Given information ::
= = = = =
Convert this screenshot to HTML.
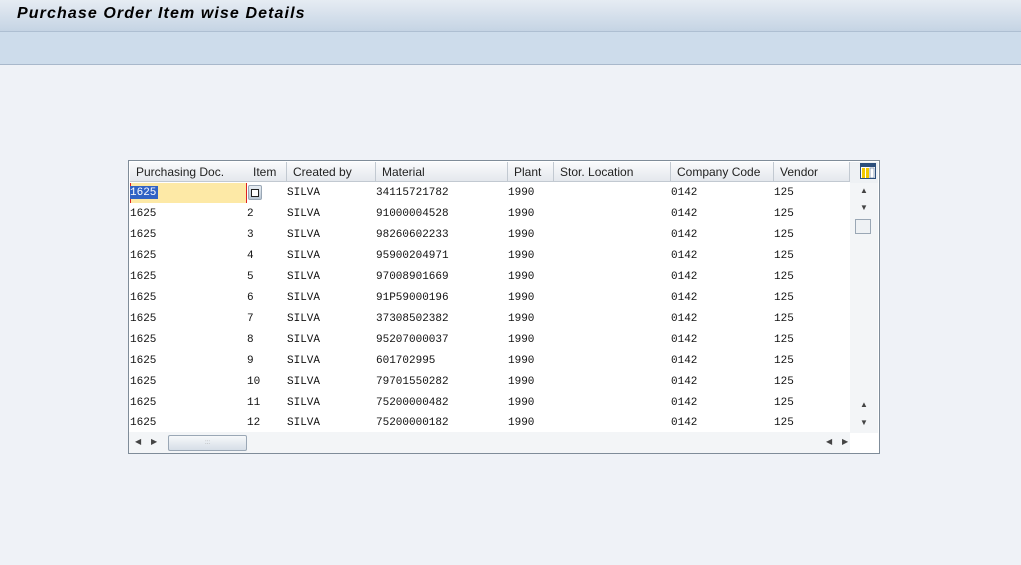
= = = = =
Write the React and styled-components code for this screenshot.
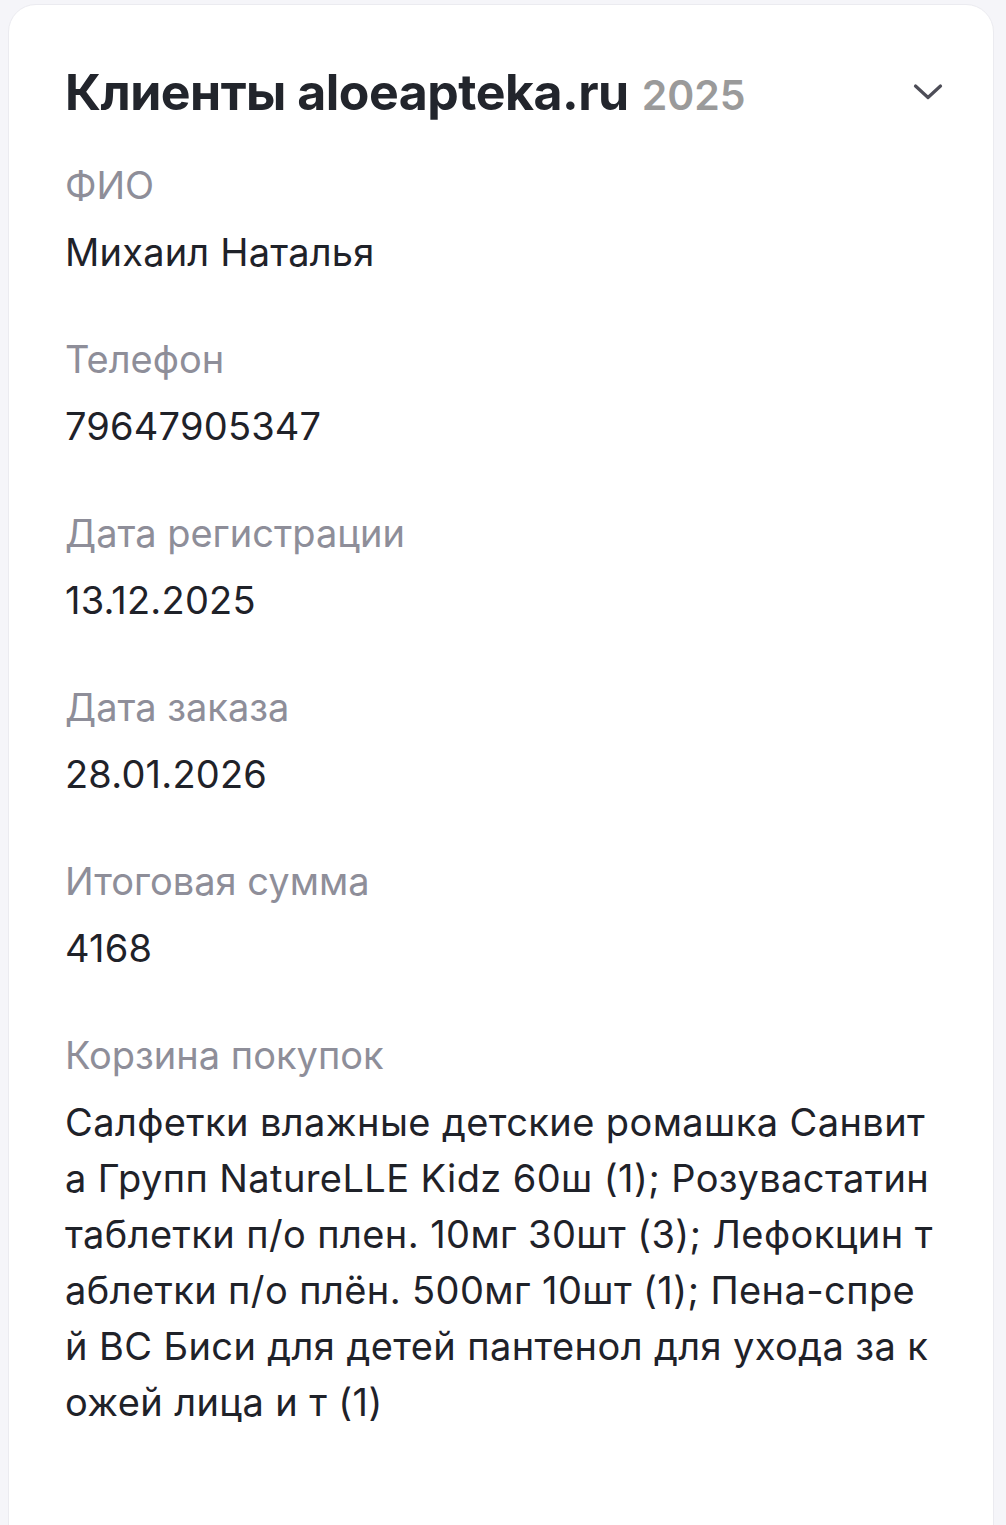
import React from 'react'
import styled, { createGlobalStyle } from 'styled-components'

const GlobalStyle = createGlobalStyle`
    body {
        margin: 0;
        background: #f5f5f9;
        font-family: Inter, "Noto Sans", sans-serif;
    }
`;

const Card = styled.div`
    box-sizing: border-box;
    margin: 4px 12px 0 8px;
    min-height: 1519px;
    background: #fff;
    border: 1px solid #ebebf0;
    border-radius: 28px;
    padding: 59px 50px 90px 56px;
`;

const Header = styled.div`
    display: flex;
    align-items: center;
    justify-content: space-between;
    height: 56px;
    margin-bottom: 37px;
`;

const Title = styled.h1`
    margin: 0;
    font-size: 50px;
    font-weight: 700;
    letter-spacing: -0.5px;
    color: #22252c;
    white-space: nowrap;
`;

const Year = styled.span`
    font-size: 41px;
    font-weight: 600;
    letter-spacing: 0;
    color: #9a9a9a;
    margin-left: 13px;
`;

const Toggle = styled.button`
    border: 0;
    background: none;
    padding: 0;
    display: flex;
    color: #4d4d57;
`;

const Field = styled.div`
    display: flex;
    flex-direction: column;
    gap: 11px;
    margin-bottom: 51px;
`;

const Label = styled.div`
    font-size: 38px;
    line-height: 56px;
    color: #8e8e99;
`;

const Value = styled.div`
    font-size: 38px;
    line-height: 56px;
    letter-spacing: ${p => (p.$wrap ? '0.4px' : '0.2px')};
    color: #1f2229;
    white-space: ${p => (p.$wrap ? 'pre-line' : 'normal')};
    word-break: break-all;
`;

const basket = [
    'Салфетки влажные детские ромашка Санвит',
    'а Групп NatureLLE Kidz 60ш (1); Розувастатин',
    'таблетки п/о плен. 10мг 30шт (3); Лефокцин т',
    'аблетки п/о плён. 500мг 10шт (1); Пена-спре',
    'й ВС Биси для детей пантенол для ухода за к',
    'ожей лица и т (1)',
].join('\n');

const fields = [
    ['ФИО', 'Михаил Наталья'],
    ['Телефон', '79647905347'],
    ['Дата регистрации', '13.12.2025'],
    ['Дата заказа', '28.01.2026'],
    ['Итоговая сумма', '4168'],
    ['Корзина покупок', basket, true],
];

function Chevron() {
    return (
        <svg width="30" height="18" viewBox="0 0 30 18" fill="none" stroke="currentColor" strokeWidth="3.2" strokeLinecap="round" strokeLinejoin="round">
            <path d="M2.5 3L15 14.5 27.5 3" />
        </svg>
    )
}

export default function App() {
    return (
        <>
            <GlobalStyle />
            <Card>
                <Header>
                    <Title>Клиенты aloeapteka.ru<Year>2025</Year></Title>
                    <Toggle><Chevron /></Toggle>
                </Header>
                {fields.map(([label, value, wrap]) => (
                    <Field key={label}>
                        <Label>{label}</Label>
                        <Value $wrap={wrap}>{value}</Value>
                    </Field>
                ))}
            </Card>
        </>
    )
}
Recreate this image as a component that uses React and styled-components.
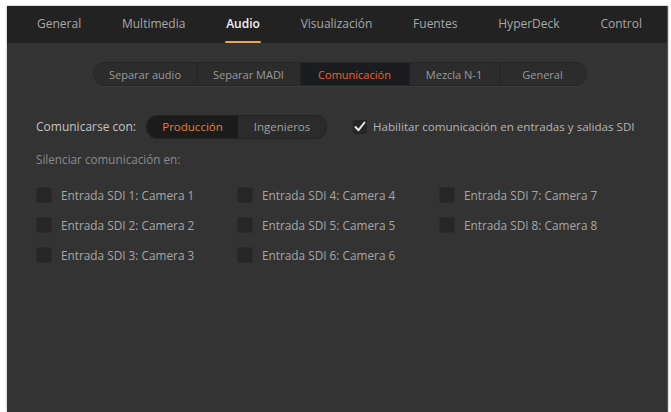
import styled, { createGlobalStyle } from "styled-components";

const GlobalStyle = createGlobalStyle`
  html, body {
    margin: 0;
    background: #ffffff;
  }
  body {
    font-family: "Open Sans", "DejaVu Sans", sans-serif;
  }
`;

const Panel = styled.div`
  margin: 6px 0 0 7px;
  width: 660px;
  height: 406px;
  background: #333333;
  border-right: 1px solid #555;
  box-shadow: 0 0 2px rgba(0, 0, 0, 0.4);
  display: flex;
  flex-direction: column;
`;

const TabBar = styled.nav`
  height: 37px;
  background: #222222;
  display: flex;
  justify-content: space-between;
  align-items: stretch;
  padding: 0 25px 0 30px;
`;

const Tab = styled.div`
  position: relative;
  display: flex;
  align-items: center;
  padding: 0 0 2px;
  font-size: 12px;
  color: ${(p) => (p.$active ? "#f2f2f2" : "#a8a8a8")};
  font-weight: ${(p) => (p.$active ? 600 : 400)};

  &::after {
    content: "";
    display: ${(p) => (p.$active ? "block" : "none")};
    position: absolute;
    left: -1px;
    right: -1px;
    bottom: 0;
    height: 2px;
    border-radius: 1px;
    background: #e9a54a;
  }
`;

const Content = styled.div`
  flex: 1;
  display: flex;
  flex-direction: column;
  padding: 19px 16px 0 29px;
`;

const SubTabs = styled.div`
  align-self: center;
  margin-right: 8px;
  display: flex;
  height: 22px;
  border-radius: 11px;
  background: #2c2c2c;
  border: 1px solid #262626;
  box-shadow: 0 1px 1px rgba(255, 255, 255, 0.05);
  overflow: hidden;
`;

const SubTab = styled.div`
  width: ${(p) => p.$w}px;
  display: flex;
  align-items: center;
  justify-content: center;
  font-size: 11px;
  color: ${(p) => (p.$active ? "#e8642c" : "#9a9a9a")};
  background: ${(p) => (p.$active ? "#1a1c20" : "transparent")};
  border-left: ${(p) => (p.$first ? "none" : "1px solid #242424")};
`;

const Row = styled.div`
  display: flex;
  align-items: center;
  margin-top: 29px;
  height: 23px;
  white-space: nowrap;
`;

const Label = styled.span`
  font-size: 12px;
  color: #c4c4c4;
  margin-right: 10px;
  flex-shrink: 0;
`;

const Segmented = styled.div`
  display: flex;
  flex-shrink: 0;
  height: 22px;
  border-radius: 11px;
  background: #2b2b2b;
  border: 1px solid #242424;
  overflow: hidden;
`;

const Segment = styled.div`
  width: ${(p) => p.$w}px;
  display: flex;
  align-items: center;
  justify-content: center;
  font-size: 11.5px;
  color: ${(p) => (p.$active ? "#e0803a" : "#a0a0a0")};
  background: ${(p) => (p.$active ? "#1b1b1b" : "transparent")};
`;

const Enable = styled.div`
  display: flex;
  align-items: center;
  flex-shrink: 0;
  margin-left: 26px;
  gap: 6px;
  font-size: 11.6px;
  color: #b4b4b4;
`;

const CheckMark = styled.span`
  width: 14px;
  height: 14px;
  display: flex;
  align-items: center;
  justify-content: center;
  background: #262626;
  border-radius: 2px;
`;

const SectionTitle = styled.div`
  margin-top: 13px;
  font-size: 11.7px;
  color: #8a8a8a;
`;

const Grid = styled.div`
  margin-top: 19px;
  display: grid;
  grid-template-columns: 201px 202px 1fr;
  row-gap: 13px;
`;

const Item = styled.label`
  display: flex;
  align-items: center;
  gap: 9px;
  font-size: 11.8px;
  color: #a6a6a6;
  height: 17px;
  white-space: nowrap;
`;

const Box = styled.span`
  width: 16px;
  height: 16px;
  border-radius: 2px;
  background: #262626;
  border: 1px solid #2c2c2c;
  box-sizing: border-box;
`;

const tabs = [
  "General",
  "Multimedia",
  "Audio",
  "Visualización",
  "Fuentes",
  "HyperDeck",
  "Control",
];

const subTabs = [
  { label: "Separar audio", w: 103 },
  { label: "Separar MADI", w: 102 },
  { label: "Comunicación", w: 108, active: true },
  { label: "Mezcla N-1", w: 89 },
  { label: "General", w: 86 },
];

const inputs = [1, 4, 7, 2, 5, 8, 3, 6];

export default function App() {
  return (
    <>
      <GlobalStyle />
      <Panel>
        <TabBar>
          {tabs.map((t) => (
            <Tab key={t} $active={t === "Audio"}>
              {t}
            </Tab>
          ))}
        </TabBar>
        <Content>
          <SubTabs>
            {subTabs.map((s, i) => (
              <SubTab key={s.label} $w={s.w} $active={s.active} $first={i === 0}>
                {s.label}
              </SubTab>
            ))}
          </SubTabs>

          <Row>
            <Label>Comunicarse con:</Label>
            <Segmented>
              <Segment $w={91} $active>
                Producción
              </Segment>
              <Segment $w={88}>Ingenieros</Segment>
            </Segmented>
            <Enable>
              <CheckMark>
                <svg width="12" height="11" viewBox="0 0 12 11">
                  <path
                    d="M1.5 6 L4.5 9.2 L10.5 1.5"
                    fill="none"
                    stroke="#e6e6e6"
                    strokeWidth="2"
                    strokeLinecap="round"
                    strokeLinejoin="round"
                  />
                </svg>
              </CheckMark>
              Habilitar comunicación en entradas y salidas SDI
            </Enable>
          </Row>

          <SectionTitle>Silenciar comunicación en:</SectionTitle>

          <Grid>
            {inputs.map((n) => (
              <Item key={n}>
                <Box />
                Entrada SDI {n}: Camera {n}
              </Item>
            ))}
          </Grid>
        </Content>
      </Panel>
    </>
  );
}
= = = = =
Among the entries above, how many lines include the word "components"? Reply with the number only.

4